→ JOB
Each line in the material below, starting at the one with "Generate a component" and ending at the one with "import React from", is to be reproduced exactly; no picture is to be copied.

/---

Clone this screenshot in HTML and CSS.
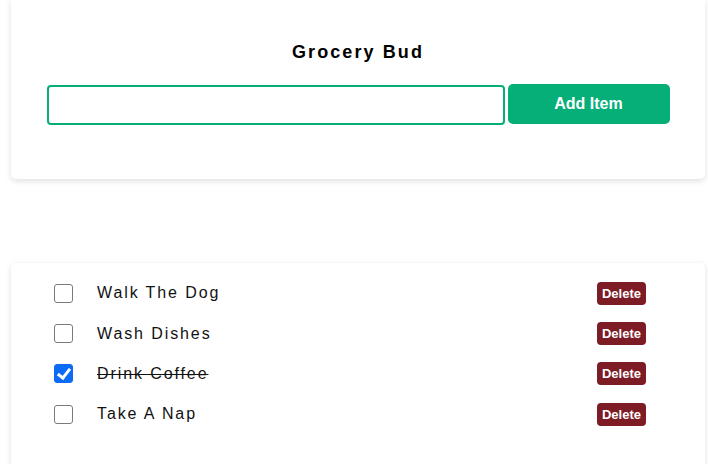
FILE: index.html
```html
<!DOCTYPE html>
<html>
<head>
<meta charset="utf-8">
<link rel="stylesheet" href="styles.css">
</head>
<body>
<main class="app">
  <section class="card top-card">
    <h1 class="title">Grocery Bud</h1>
    <form class="form">
      <input class="field" type="text">
      <button class="add-btn" type="button">Add Item</button>
    </form>
  </section>
  <section class="card list-card">
    <div class="row">
      <input class="check" type="checkbox">
      <span class="name">Walk The Dog</span>
      <button class="del-btn" type="button">Delete</button>
    </div>
    <div class="row">
      <input class="check" type="checkbox">
      <span class="name">Wash Dishes</span>
      <button class="del-btn" type="button">Delete</button>
    </div>
    <div class="row">
      <input class="check" type="checkbox" checked>
      <span class="name done">Drink Coffee</span>
      <button class="del-btn" type="button">Delete</button>
    </div>
    <div class="row">
      <input class="check" type="checkbox">
      <span class="name">Take A Nap</span>
      <button class="del-btn" type="button">Delete</button>
    </div>
  </section>
</main>
</body>
</html>
```

FILE: styles.css
```css
html, body {
  margin: 0;
  padding: 0;
  background: #fff;
  font-family: "Liberation Sans", Arial, sans-serif;
  color: #111;
  overflow: hidden;
}

.app {
  width: 694px;
  margin-left: 11px;
  display: flex;
  flex-direction: column;
  gap: 84px;
}

.card {
  background: #fff;
  border-radius: 5px;
  box-shadow: 0 2px 6px rgba(0, 0, 0, 0.13);
}

.top-card {
  height: 179px;
  box-sizing: border-box;
  padding-top: 41px;
  border-top-left-radius: 0;
  border-top-right-radius: 0;
}

.title {
  margin: 0;
  text-align: center;
  font-size: 18px;
  line-height: 22px;
  font-weight: bold;
  letter-spacing: 2.1px;
  color: #000;
}

.form {
  width: 623px;
  margin: 21px auto 0;
  display: flex;
  align-items: flex-start;
  gap: 3px;
}

.field {
  flex: 1;
  height: 40px;
  margin-top: 1px;
  box-sizing: border-box;
  border: 2px solid #06ad78;
  border-radius: 4px;
  padding: 0 8px;
  font-family: inherit;
  font-size: 15px;
  outline: none;
  background: #fff;
}

.add-btn {
  width: 162px;
  height: 40px;
  border: none;
  border-radius: 5px;
  background: #06ae78;
  color: #fff;
  font-family: inherit;
  font-size: 16px;
  font-weight: bold;
  padding: 0;
}

.list-card {
  padding: 10px 59px 40px 43px;
  border-bottom-left-radius: 0;
  border-bottom-right-radius: 0;
}

.row {
  display: flex;
  align-items: center;
  height: 40.4px;
}

.check {
  -webkit-appearance: none;
  appearance: none;
  width: 19px;
  height: 19px;
  margin: 0 24px 0 0;
  box-sizing: border-box;
  border: 1px solid #7a7a7a;
  border-radius: 3px;
  background: #fff;
  position: relative;
  flex: none;
}

.check:checked {
  background: #0b6bf7;
  border-color: #0b6bf7;
}

.check:checked::after {
  content: "";
  position: absolute;
  left: 5px;
  top: 1px;
  width: 5px;
  height: 10px;
  border: solid #fff;
  border-width: 0 3px 3px 0;
  transform: rotate(38deg);
}

.name {
  flex: 1;
  font-size: 16px;
  letter-spacing: 1.9px;
  color: #111;
}

.name.done {
  text-decoration: line-through;
}

.del-btn {
  height: 23px;
  padding: 0 5px;
  border: none;
  border-radius: 4px;
  background: #7e1c26;
  color: #fff;
  font-family: inherit;
  font-size: 13px;
  font-weight: bold;
}
```
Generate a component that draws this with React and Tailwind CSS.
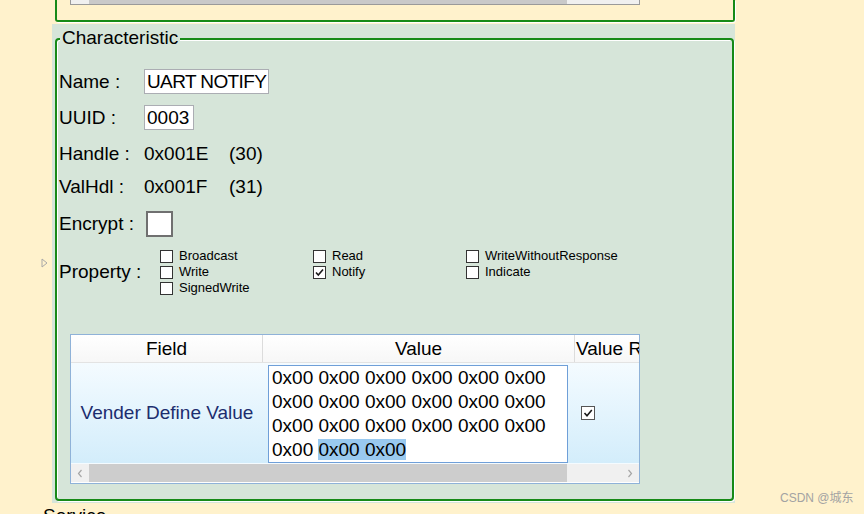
import React from "react";

function SmallCheck({ checked, label }) {
  return (
    <div className="flex items-center h-[16px]">
      <div className="w-[13px] h-[13px] border border-[#333333] bg-white flex items-center justify-center shrink-0">
        {checked && (
          <svg width="11" height="11" viewBox="0 0 11 11">
            <path d="M2 5.5 L4.3 8 L9 2.5" fill="none" stroke="#1a1a1a" strokeWidth="1.6" />
          </svg>
        )}
      </div>
      <span className="ml-[6px] text-[13px] leading-[16px] whitespace-nowrap">{label}</span>
    </div>
  );
}

function Chevron({ dir }) {
  return (
    <svg width="6" height="9" viewBox="0 0 6 9">
      <path
        d={dir === "left" ? "M4.5 1 L1.5 4.5 L4.5 8" : "M1.5 1 L4.5 4.5 L1.5 8"}
        fill="none"
        stroke="#a6a6a6"
        strokeWidth="1.2"
      />
    </svg>
  );
}

export default function App() {
  return (
    <div className="relative w-[864px] h-[514px] overflow-hidden bg-[#FFF2CC] font-['Liberation_Sans',Arial,sans-serif] text-black">
      {/* previous group box remnant */}
      <div className="ml-[55px] w-[680px] h-[22px] border-x-2 border-b-2 border-[#178a17] rounded-b-[3px] shadow-[1px_1px_0_#ffffff]">
        <div className="ml-[13px] w-[570px] h-[5px] bg-[#f0f0f0] border-x border-b border-[#9a9a9a] flex">
          <div className="ml-[18px] w-[478px] h-full bg-[#c9c9c9]" />
        </div>
      </div>

      {/* left tree triangle */}
      <div className="absolute left-[41px] top-[258px]">
        <svg width="7" height="10" viewBox="0 0 7 10">
          <path d="M1 1 L6 5 L1 9 Z" fill="none" stroke="#a8a8a8" strokeWidth="1" />
        </svg>
      </div>

      {/* characteristic panel */}
      <div className="mt-[2px] ml-[52px] w-[683px] h-[479px] bg-[#D6E5D9] pt-[14px] pl-[3px]">
        <div className="relative w-[679px] h-[463px] border-2 border-[#178a17] rounded-[4px] shadow-[1px_1px_0_#ffffff,inset_1px_1px_0_#ffffff]">
          <span className="absolute left-[3px] top-[-13px] px-[2px] bg-[#D6E5D9] text-[19px] leading-[22px]">
            Characteristic
          </span>

          <div className="pl-[2px] pt-[29px] flex flex-col text-[19px]">
            <div className="flex items-center h-[25px]">
              <span className="w-[85px] leading-[22px]">Name :</span>
              <div className="w-[125px] h-[25px] border border-[#ABADB3] bg-white px-[2px] flex items-center leading-[22px] whitespace-nowrap tracking-[-0.6px]">
                UART NOTIFY
              </div>
            </div>
            <div className="flex items-center h-[25px] mt-[11px]">
              <span className="w-[85px] leading-[22px]">UUID :</span>
              <div className="w-[50px] h-[25px] border border-[#ABADB3] bg-white px-[2px] flex items-center leading-[22px]">
                0003
              </div>
            </div>
            <div className="flex items-center h-[24px] mt-[12px]">
              <span className="w-[85px] leading-[22px]">Handle :</span>
              <span className="w-[85px] leading-[22px]">0x001E</span>
              <span className="leading-[22px]">(30)</span>
            </div>
            <div className="flex items-center h-[24px] mt-[9px]">
              <span className="w-[85px] leading-[22px]">ValHdl :</span>
              <span className="w-[85px] leading-[22px]">0x001F</span>
              <span className="leading-[22px]">(31)</span>
            </div>
            <div className="flex items-center h-[26px] mt-[12px]">
              <span className="w-[87px] leading-[22px]">Encrypt :</span>
              <div className="w-[27px] h-[26px] border-2 border-[#707070] bg-white" />
            </div>
            <div className="flex items-center mt-[11px]">
              <span className="w-[101px] leading-[22px]">Property :</span>
              <div className="flex">
                <div className="w-[153px] flex flex-col">
                  <SmallCheck label="Broadcast" />
                  <SmallCheck label="Write" />
                  <SmallCheck label="SignedWrite" />
                </div>
                <div className="w-[153px] flex flex-col self-start">
                  <SmallCheck label="Read" />
                  <SmallCheck label="Notify" checked />
                </div>
                <div className="w-[160px] flex flex-col self-start">
                  <SmallCheck label="WriteWithoutResponse" />
                  <SmallCheck label="Indicate" />
                </div>
              </div>
            </div>

            {/* table */}
            <div className="ml-[11px] mt-[38px] w-[570px] h-[150px] border border-[#8fb2d8] bg-white flex flex-col overflow-hidden">
              <div className="flex h-[28px] bg-gradient-to-b from-white to-[#f7f7f7] border-b border-[#e3e3e3] text-[19px] leading-[22px]">
                <div className="w-[192px] border-r border-[#dcdcdc] flex items-center justify-center">Field</div>
                <div className="w-[312px] border-r border-[#dcdcdc] flex items-center justify-center">Value</div>
                <div className="flex-1 flex items-center pl-[1px] whitespace-nowrap overflow-hidden">Value R</div>
              </div>
              <div className="flex h-[101px] bg-gradient-to-b from-[#f4fbff] to-[#d3edfb] border-b border-[#f4fbff]">
                <div className="w-[192px] flex items-center justify-center text-[19px] leading-[22px] text-[#1c2d6e] whitespace-nowrap">
                  Vender Define Value
                </div>
                <div className="w-[312px] pl-[5px] pt-[2px]">
                  <div className="w-[300px] h-[98px] border border-[#6f9fd8] bg-white pl-[3px] text-[19px] leading-[24px] whitespace-nowrap">
                    <div>0x00 0x00 0x00 0x00 0x00 0x00</div>
                    <div>0x00 0x00 0x00 0x00 0x00 0x00</div>
                    <div>0x00 0x00 0x00 0x00 0x00 0x00</div>
                    <div>
                      0x00 <span className="bg-[#99c9ef]">0x00 0x00</span>
                    </div>
                  </div>
                </div>
                <div className="flex-1 flex items-center pl-[6px]">
                  <div className="w-[14px] h-[14px] border border-[#555555] bg-white flex items-center justify-center">
                    <svg width="12" height="12" viewBox="0 0 12 12">
                      <path d="M2.5 6 L5 8.8 L9.8 3" fill="none" stroke="#1a1a1a" strokeWidth="1.6" />
                    </svg>
                  </div>
                </div>
              </div>
              <div className="flex h-[18px] bg-[#f0f0f0]">
                <div className="w-[18px] flex items-center justify-center">
                  <Chevron dir="left" />
                </div>
                <div className="w-[478px] bg-[#cdcdcd]" />
                <div className="flex-1 flex items-center justify-end pr-[6px]">
                  <Chevron dir="right" />
                </div>
              </div>
            </div>
          </div>
        </div>
      </div>

      <div className="ml-[43px] mt-[3px] text-[19px] leading-[19px]">Service</div>

      <div className="absolute left-[780px] top-[490px] text-[12px] leading-[16px] text-[#a3a3a3] font-['Liberation_Sans','Noto_Sans_CJK_SC',sans-serif]">
        CSDN @城东
      </div>
    </div>
  );
}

\---

→ TASK RESULT
Generate a component that draws this with React and Tailwind CSS.
import React from "react";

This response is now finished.